The organ, it must be said, has a curious tonal design. Of its 61 or 62 stops (the specification and its textual description seemed at odds about this), 44 are of 8′ pitch or lower. An acoustic like Holy Name of Jesus Cathedral’s which, like almost all similar-sized spaces, favors the lower pitches, needs reinforcement of higher pitches in order to produce a sound spectrum which is not bottom-heavy. Yet, two of this organ’s divisions (the Swell and Pedal Divisions) lack a single “mixture” stop (a stop with simultaneously sounds from 3 to as many as 10 or even more high pitches, usually octaves and fifths, to produce a complete “chorus” or “plenum” sound). Indeed, the Swell division lacks even a single off-unison pitch such as the standard “nazard” or “twelfth,” sounding an octave-and-a-fifth above the note being played, to reinforce the harmonic structure of the fundamental note.
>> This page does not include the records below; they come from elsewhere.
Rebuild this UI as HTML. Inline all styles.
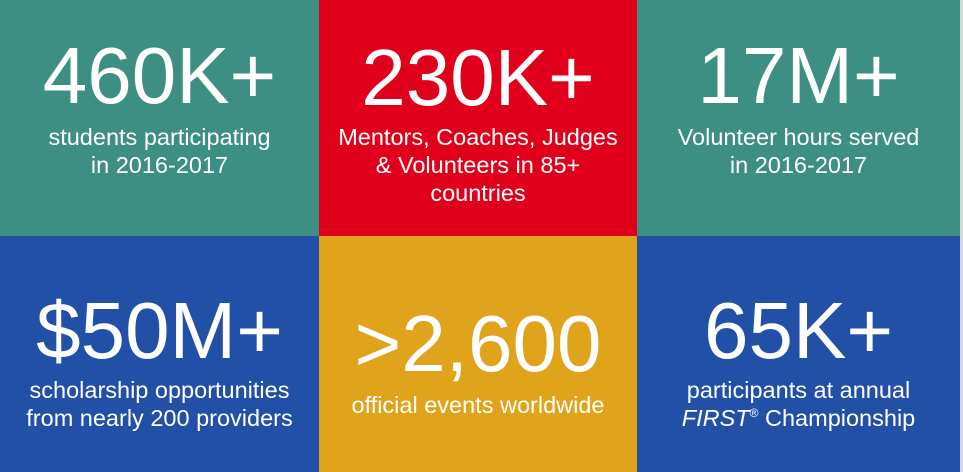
<!DOCTYPE html>
<html><head><style>
*{margin:0;padding:0}
body{width:963px;height:472px;position:relative;background:#d9d9d9;font-family:"Liberation Sans",Arial,sans-serif;color:#fff;overflow:hidden}
.c{position:absolute;overflow:hidden}
.b{position:absolute;left:0;right:0;text-align:center;font-size:80px;line-height:76px}
.s{position:absolute;left:0;right:0;text-align:center;font-size:23.5px;line-height:28px}
sup{font-size:12px;line-height:0;vertical-align:9px}
</style></head><body>
<div class="c" style="left:0;top:0;width:319px;height:236px;background:#3e8f83">
<div class="b" style="top:38px">460K+</div>
<div class="s" style="top:123px">students participating<br>in 2016-2017</div></div>
<div class="c" style="left:319px;top:0;width:318px;height:236px;background:#e0001b">
<div class="b" style="top:40px">230K+</div>
<div class="s" style="top:123px">Mentors, Coaches, Judges<br>&amp; Volunteers in 85+<br>countries</div></div>
<div class="c" style="left:637px;top:0;width:323px;height:236px;background:#3e8f83">
<div class="b" style="top:38px">17M+</div>
<div class="s" style="top:123px">Volunteer hours served<br>in 2016-2017</div></div>
<div class="c" style="left:0;top:236px;width:319px;height:236px;background:#2150a6">
<div class="b" style="top:57px">$50M+</div>
<div class="s" style="top:140px">scholarship opportunities<br>from nearly 200 providers</div></div>
<div class="c" style="left:319px;top:236px;width:318px;height:236px;background:#e0a31c">
<div class="b" style="top:70px">&gt;2,600</div>
<div class="s" style="top:155px">official events worldwide</div></div>
<div class="c" style="left:637px;top:236px;width:323px;height:236px;background:#2150a6">
<div class="b" style="top:57px">65K+</div>
<div class="s" style="top:140px">participants at annual<br><i>FIRST</i><sup>®</sup> Championship</div></div>
</body></html>
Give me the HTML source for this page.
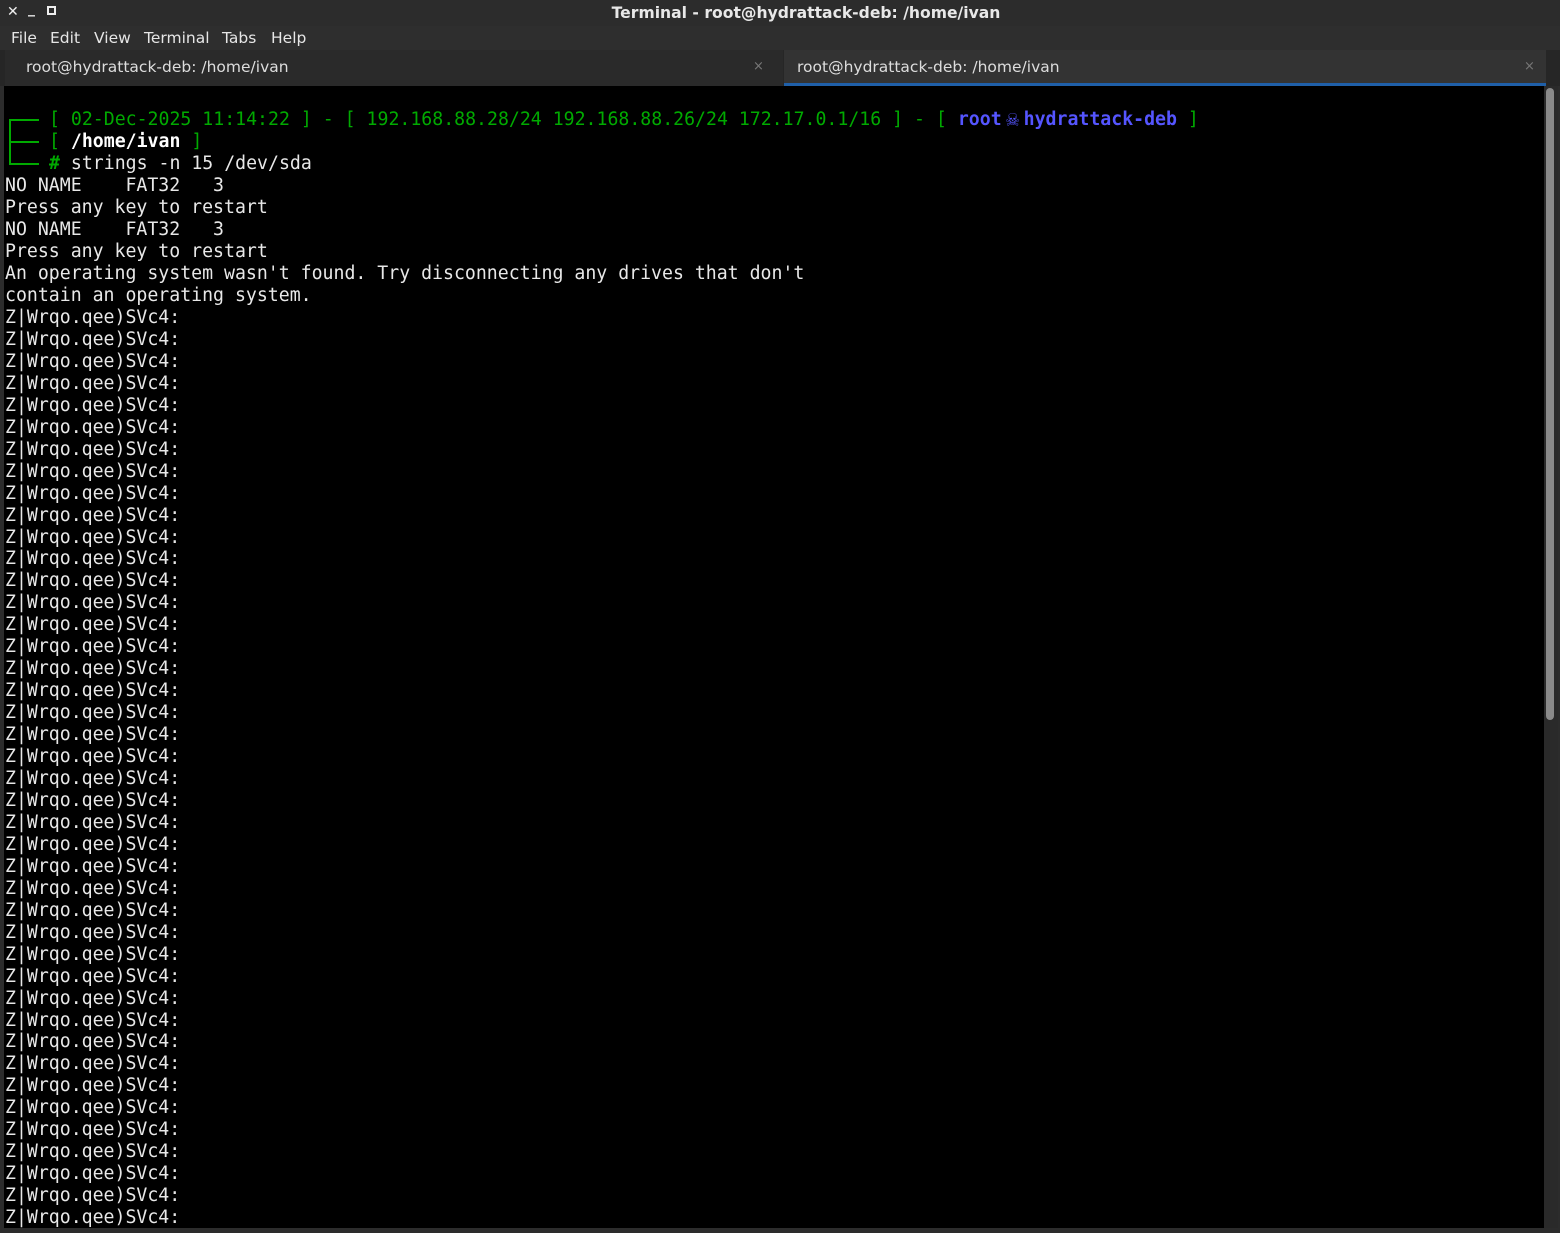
<!DOCTYPE html>
<html><head><meta charset="utf-8"><style>
*{margin:0;padding:0;box-sizing:border-box}
html,body{width:1560px;height:1233px;overflow:hidden;background:#2c2c2c;font-family:"DejaVu Sans","Liberation Sans",sans-serif}
.title{position:absolute;left:26px;top:0;width:1560px;height:26px;color:#e8e8e8;font-weight:bold;font-size:15.6px;text-align:center;line-height:26px}
.wb{position:absolute;top:4px;color:#eee;font-size:14px;font-weight:bold}
.menu{position:absolute;left:0;top:26px;width:1560px;height:24px;background:#2e2e2e;color:#e6e6e6;font-size:15.5px;line-height:24px}
.menu span{position:absolute}
.tabs{position:absolute;left:0;top:50px;width:1560px;height:36px;background:#262626}
.tab{position:absolute;top:0;height:36px;color:#ddd;font-size:15.5px;line-height:34px}
.x{position:absolute;color:#777;font-size:13px;top:0}
.term{position:absolute;left:4px;top:86px;width:1540px;height:1142px;background:#000;overflow:hidden}
.l{position:absolute;left:1px;white-space:pre;font-family:"DejaVu Sans Mono","Liberation Mono",monospace;font-size:18.2px;line-height:22px;color:#e8e8e8}
.g{color:#00aa00}.w{color:#fff;font-weight:bold}.b{color:#5555ff;font-weight:bold}
.sb{position:absolute;left:1544px;top:86px;width:14px;height:1142px;background:#2a2a2a}
.th{position:absolute;left:1546px;top:88px;width:8px;height:632px;background:#8a8a8a;border-radius:4px}
</style></head><body>
<div class="title">Terminal - root@hydrattack-deb: /home/ivan</div>
<div class="wb" style="left:7px">✕</div><div class="wb" style="left:28px;top:1px">_</div><div class="wb" style="left:47px;top:6px;width:9px;height:9px;border:2px solid #eee"></div>
<div class="menu"><span style="left:11px">File</span><span style="left:50px">Edit</span><span style="left:94px">View</span><span style="left:144px">Terminal</span><span style="left:222px">Tabs</span><span style="left:271px">Help</span></div>
<div class="tabs">
<div class="tab" style="left:5px;width:778px;background:#2a2a2a;padding-left:21px">root@hydrattack-deb: /home/ivan<span class="x" style="left:748px">×</span></div>
<div class="tab" style="left:784px;width:762px;background:#333;padding-left:13px;border-bottom:3px solid #1f5fa8">root@hydrattack-deb: /home/ivan<span class="x" style="left:740px">×</span></div>
</div>
<div class="term">
<div style="position:absolute;left:5px;top:33px;width:2px;height:46px;background:#00aa00"></div>
<div style="position:absolute;left:5px;top:33px;width:30px;height:2px;background:#00aa00"></div>
<div style="position:absolute;left:5px;top:55px;width:30px;height:2px;background:#00aa00"></div>
<div style="position:absolute;left:5px;top:77px;width:30px;height:2px;background:#00aa00"></div>
<div class="l" style="top:23px;left:45px"><span class="g">[ 02-Dec-2025 11:14:22 ] - [ 192.168.88.28/24 192.168.88.26/24 172.17.0.1/16 ] - [ </span><span class="b">root<span style="display:inline-block;width:22px;text-align:center;font-size:22px;line-height:18px;vertical-align:-1px">☠</span>hydrattack-deb</span><span class="g"> ]</span></div>
<div class="l" style="top:45px;left:45px"><span class="g">[ </span><span class="w">/home/ivan</span><span class="g"> ]</span></div>
<div class="l" style="top:67px;left:45px"><span class="g" style="font-weight:bold">#</span> strings -n 15 /dev/sda</div>
<div class="l" style="top:89px">NO NAME    FAT32   3</div>
<div class="l" style="top:111px">Press any key to restart</div>
<div class="l" style="top:133px">NO NAME    FAT32   3</div>
<div class="l" style="top:155px">Press any key to restart</div>
<div class="l" style="top:177px">An operating system wasn't found. Try disconnecting any drives that don't</div>
<div class="l" style="top:199px">contain an operating system.</div>
<div class="l" style="top:221px;line-height:21.95px">Z|Wrqo.qee)SVc4:
Z|Wrqo.qee)SVc4:
Z|Wrqo.qee)SVc4:
Z|Wrqo.qee)SVc4:
Z|Wrqo.qee)SVc4:
Z|Wrqo.qee)SVc4:
Z|Wrqo.qee)SVc4:
Z|Wrqo.qee)SVc4:
Z|Wrqo.qee)SVc4:
Z|Wrqo.qee)SVc4:
Z|Wrqo.qee)SVc4:
Z|Wrqo.qee)SVc4:
Z|Wrqo.qee)SVc4:
Z|Wrqo.qee)SVc4:
Z|Wrqo.qee)SVc4:
Z|Wrqo.qee)SVc4:
Z|Wrqo.qee)SVc4:
Z|Wrqo.qee)SVc4:
Z|Wrqo.qee)SVc4:
Z|Wrqo.qee)SVc4:
Z|Wrqo.qee)SVc4:
Z|Wrqo.qee)SVc4:
Z|Wrqo.qee)SVc4:
Z|Wrqo.qee)SVc4:
Z|Wrqo.qee)SVc4:
Z|Wrqo.qee)SVc4:
Z|Wrqo.qee)SVc4:
Z|Wrqo.qee)SVc4:
Z|Wrqo.qee)SVc4:
Z|Wrqo.qee)SVc4:
Z|Wrqo.qee)SVc4:
Z|Wrqo.qee)SVc4:
Z|Wrqo.qee)SVc4:
Z|Wrqo.qee)SVc4:
Z|Wrqo.qee)SVc4:
Z|Wrqo.qee)SVc4:
Z|Wrqo.qee)SVc4:
Z|Wrqo.qee)SVc4:
Z|Wrqo.qee)SVc4:
Z|Wrqo.qee)SVc4:
Z|Wrqo.qee)SVc4:
Z|Wrqo.qee)SVc4:</div>
</div>
<div class="sb"></div><div class="th"></div>
</body></html>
The result is a weighty sound which, in fuller registrations, lacks clarity. Additionally, the specification will not faithfully produce the sounds desired and specified by great Roman Catholic composers such as François Couperin, Charles Tournemire, or Olivier Messiaen, or the brightness which is an integral part of both German and French Baroque literature. (One also hopes that the stop knob for the prepared-for Tuba Mirabilis is engraved with that spelling, rather than the misspelled “Mirabalis” which appears in the printed specification on the builder’s web site and in the dedicatory recital program.)
In summary: a beautifully-played recital by Laube, in a program lacking any work by a contemporary composer, on a major instrument by the C.B. Fisk company which has many beautiful sounds but which lacks clarity in its louder registrations.